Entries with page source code
[start]
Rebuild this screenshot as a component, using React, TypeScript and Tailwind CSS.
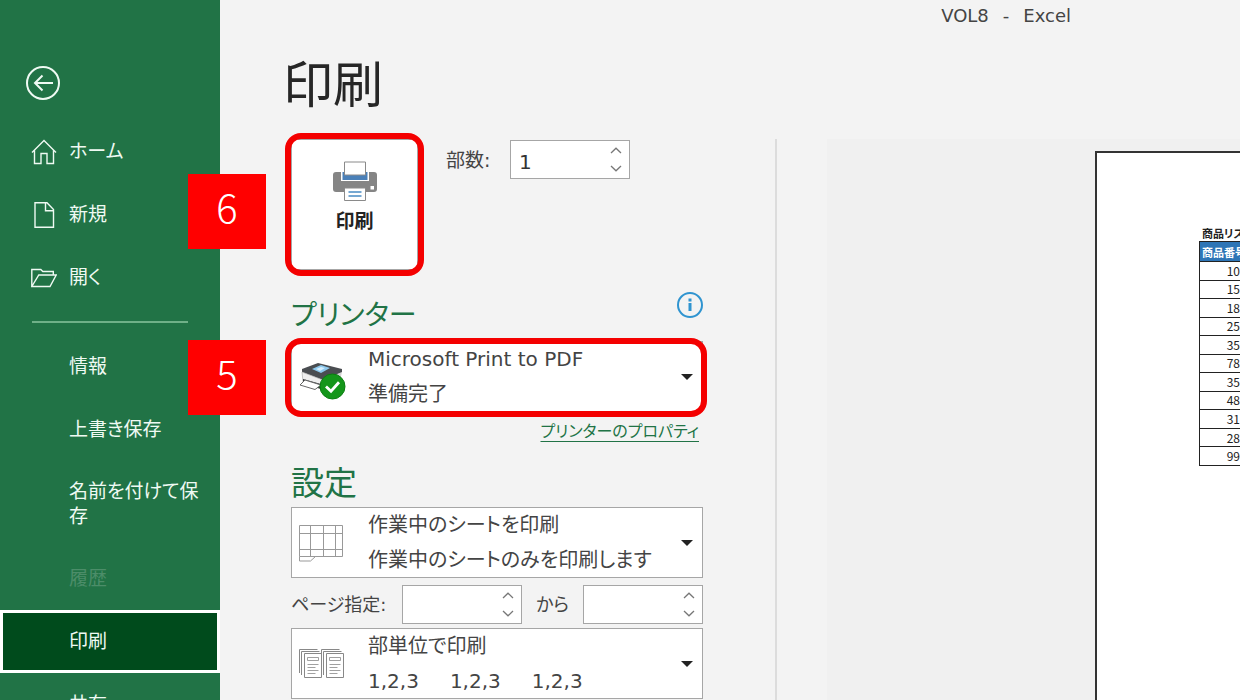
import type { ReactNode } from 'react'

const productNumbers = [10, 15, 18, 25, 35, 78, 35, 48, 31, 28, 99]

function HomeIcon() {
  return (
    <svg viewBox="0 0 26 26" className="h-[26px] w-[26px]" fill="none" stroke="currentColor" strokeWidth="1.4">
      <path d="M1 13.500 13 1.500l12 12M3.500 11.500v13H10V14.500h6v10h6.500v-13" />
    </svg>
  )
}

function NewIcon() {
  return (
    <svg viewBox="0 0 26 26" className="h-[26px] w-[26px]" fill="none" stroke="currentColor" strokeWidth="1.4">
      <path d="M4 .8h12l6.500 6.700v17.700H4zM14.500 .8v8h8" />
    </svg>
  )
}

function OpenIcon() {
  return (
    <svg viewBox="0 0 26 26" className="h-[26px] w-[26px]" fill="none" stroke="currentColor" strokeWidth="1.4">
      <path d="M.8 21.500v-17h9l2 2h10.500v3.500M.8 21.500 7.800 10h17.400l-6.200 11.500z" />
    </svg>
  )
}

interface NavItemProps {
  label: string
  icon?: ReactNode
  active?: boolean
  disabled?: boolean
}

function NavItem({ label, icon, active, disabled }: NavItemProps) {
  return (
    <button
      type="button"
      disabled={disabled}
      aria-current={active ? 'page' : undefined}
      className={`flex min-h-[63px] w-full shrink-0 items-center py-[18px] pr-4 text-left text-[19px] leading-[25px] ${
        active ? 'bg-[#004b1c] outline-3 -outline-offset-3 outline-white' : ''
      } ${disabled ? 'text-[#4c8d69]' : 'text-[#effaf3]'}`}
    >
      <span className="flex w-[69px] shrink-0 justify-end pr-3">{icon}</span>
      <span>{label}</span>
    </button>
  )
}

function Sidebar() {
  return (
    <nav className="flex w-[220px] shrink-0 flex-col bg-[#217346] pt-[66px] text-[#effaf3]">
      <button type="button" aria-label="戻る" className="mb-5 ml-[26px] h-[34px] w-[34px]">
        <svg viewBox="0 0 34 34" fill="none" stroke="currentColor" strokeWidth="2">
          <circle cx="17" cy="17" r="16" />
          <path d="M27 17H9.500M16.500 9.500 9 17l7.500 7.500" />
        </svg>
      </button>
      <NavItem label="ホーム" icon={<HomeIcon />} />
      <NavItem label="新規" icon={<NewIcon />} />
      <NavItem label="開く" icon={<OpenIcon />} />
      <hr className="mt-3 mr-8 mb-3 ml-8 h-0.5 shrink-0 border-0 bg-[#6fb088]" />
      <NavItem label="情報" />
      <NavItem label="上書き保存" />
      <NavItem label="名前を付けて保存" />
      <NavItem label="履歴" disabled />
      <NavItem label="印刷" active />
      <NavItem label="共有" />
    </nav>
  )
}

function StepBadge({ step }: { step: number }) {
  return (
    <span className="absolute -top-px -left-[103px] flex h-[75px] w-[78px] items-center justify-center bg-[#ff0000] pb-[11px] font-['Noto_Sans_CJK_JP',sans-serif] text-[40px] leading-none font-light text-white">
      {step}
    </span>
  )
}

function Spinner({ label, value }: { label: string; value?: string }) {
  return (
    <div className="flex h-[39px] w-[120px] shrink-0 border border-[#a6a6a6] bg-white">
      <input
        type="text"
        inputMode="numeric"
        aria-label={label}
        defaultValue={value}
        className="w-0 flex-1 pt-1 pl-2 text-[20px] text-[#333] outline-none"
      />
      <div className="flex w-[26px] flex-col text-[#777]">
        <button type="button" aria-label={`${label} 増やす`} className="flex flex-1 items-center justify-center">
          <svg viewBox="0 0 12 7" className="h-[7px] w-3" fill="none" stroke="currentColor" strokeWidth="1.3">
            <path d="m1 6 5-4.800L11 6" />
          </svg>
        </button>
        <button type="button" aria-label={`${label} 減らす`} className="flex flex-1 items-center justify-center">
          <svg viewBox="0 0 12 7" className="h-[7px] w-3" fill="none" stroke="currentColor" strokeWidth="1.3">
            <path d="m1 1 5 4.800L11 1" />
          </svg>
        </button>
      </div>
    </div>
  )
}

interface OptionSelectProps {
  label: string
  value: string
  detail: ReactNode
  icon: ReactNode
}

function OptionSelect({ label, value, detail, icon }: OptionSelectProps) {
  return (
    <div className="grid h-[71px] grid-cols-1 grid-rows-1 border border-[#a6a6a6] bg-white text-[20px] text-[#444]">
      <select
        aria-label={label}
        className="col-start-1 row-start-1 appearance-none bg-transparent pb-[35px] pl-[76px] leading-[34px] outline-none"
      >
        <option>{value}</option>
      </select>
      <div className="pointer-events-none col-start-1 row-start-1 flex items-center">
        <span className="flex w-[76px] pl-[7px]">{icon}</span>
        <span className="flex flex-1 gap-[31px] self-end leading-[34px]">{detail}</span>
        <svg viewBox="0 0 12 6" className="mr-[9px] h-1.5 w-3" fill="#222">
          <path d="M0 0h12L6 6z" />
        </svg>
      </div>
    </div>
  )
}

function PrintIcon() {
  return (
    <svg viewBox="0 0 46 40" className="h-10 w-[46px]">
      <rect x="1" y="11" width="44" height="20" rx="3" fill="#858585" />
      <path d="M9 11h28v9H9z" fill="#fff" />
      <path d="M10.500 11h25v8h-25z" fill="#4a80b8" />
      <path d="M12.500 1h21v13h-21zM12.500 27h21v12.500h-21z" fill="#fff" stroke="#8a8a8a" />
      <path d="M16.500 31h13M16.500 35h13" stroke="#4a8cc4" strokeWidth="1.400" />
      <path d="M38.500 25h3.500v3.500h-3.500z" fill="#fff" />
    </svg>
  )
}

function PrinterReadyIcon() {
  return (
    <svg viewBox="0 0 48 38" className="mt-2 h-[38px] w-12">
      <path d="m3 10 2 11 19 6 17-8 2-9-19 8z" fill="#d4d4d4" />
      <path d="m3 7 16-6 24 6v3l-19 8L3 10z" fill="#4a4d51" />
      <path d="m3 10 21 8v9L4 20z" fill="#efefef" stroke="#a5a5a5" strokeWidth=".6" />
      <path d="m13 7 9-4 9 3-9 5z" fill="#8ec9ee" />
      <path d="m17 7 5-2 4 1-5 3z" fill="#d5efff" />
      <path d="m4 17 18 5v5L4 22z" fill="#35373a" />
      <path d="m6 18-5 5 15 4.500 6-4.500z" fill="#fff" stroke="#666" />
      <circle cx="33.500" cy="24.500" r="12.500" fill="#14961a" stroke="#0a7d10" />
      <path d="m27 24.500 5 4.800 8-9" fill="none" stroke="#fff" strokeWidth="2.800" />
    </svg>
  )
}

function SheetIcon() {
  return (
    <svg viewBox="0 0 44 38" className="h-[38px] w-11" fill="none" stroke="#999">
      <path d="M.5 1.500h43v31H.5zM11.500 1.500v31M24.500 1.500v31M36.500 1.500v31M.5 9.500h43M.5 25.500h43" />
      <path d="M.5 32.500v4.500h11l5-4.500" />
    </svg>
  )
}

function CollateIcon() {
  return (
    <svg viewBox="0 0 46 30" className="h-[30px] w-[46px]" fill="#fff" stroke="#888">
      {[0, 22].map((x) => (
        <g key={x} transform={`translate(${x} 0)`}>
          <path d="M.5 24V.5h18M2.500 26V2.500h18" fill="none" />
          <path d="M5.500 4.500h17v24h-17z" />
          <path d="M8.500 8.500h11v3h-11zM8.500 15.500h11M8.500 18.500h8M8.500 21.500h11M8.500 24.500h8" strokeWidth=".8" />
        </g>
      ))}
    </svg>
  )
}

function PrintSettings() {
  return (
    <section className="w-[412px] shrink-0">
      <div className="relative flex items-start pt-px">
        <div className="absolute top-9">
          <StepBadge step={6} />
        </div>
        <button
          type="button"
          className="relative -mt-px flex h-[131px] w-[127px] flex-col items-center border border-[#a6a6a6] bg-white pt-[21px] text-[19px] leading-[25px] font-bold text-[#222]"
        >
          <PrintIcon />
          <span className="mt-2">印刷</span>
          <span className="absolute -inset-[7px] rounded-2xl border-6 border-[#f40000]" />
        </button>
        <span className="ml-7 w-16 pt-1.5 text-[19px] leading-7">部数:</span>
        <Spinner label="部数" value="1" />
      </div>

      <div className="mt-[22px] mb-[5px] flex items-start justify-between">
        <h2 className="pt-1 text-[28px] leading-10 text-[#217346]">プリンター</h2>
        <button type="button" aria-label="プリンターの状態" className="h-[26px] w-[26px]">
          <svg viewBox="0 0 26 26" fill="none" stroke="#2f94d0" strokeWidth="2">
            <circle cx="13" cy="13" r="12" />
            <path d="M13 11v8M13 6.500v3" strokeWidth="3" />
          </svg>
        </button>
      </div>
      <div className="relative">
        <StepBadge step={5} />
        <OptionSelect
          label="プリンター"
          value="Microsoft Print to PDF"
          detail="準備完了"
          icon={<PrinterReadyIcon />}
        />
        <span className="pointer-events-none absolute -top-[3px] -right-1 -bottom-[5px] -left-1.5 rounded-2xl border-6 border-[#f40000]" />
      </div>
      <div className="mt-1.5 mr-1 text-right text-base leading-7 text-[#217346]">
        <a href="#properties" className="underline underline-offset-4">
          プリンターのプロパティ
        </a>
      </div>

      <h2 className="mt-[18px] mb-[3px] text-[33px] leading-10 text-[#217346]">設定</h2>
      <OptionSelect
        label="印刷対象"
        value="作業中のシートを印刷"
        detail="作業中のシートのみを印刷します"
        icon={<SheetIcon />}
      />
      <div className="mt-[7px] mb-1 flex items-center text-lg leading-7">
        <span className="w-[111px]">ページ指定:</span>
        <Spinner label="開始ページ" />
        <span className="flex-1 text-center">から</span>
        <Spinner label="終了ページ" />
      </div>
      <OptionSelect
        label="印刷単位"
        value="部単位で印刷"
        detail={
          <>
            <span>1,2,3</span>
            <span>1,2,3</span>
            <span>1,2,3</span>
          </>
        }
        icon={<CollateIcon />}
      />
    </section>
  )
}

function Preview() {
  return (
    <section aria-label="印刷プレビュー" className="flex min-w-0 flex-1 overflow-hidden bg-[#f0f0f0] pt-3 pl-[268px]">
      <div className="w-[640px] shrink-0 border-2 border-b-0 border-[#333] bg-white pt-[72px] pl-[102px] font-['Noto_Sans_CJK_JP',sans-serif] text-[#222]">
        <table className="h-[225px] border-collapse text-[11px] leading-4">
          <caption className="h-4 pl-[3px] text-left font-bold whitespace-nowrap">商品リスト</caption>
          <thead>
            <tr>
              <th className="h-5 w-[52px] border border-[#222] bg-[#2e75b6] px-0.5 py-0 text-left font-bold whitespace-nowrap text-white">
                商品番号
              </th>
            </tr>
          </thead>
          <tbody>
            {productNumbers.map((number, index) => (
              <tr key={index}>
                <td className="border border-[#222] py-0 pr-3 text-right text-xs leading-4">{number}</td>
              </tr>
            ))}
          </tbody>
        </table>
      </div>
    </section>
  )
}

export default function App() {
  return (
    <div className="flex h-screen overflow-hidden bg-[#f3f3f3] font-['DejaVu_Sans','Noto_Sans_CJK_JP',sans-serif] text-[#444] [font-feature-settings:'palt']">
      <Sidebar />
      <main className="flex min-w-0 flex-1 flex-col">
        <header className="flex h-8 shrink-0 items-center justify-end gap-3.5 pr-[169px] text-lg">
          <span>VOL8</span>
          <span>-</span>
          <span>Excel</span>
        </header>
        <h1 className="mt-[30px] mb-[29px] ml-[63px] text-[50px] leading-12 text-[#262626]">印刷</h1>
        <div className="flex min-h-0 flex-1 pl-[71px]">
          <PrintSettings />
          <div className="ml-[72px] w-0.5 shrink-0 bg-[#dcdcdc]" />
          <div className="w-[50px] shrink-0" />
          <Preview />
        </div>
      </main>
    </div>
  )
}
[end]
[start]
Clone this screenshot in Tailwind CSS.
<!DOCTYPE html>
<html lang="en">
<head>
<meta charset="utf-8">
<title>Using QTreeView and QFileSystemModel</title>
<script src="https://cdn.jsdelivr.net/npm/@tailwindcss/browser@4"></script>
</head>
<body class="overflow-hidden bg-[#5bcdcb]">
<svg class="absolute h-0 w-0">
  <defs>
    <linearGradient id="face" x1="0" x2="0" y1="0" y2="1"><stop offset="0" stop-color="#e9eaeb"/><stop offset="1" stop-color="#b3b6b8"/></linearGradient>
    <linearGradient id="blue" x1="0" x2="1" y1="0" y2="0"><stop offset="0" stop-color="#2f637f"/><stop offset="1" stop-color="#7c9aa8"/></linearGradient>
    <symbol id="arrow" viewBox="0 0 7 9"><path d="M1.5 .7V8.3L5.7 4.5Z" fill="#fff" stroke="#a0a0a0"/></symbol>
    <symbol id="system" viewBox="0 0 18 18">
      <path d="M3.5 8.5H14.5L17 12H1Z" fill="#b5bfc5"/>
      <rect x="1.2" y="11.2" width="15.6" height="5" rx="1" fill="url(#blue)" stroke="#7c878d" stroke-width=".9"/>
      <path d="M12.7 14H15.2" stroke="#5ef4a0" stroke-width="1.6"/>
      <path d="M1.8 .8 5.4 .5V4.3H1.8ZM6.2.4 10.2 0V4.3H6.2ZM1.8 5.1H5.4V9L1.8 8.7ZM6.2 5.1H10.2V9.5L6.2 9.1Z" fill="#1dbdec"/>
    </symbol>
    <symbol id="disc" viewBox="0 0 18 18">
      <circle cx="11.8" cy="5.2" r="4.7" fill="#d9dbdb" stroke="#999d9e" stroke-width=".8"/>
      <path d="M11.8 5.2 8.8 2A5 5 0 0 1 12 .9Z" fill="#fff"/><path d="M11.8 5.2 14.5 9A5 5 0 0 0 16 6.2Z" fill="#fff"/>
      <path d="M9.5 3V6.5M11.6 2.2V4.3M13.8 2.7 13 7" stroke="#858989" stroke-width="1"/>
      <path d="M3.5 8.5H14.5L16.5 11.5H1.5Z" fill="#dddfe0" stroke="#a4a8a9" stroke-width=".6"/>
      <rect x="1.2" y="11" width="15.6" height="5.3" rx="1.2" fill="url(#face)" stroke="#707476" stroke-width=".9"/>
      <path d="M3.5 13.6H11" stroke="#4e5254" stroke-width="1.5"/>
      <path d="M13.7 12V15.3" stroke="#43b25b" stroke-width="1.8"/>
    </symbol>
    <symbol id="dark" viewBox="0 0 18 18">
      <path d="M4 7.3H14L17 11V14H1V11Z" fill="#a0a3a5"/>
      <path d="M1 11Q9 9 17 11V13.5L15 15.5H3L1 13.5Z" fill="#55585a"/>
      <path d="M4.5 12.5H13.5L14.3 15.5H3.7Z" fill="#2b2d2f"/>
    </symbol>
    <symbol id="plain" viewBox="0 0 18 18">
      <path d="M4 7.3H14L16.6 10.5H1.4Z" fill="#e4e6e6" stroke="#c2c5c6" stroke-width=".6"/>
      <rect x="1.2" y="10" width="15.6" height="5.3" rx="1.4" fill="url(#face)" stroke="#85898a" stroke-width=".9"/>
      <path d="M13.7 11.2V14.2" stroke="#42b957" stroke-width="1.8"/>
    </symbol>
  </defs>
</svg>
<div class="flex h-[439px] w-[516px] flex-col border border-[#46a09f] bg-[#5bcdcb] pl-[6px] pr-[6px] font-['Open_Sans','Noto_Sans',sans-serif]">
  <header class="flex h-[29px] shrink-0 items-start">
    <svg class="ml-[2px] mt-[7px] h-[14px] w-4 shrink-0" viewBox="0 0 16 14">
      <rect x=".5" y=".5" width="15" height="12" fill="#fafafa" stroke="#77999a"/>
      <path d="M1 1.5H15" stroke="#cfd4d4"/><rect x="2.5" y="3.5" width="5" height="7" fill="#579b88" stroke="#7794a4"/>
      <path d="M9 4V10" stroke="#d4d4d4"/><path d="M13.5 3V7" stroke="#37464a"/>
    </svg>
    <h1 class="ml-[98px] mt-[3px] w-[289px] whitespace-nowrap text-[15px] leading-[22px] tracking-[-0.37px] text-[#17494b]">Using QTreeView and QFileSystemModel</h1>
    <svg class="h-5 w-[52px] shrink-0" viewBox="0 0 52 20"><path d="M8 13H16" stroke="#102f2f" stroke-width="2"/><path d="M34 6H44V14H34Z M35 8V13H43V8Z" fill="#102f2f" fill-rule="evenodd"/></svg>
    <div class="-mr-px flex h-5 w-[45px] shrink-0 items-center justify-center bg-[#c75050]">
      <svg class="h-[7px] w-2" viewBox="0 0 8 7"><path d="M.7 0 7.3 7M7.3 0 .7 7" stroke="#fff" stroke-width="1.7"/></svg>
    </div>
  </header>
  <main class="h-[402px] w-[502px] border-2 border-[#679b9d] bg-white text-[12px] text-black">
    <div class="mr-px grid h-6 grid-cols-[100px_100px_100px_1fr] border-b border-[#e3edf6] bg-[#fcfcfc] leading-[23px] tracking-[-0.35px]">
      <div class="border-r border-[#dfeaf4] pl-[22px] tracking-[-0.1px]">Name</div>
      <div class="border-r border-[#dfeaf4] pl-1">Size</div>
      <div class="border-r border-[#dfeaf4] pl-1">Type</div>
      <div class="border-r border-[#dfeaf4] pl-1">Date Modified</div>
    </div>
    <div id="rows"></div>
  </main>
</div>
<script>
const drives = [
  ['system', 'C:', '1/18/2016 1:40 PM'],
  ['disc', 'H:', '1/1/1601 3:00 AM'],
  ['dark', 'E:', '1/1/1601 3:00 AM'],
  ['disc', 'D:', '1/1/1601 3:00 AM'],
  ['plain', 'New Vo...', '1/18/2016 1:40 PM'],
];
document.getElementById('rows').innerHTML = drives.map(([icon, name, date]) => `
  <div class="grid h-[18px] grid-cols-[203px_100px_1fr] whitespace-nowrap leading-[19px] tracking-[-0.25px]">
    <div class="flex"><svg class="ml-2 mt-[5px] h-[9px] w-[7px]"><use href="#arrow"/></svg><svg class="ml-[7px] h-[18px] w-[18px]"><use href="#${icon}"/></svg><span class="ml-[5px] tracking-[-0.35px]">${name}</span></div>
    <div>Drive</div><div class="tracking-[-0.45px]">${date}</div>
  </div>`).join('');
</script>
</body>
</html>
[end]
### What is expected
Only the lines from the one with "Rebuild this screenshot" through the one with "31, 28, 99]" belong in your copy; retype them exactly and drop any pictures.

### Full solution
Rebuild this screenshot as a component, using React, TypeScript and Tailwind CSS.
import type { ReactNode } from 'react'

const productNumbers = [10, 15, 18, 25, 35, 78, 35, 48, 31, 28, 99]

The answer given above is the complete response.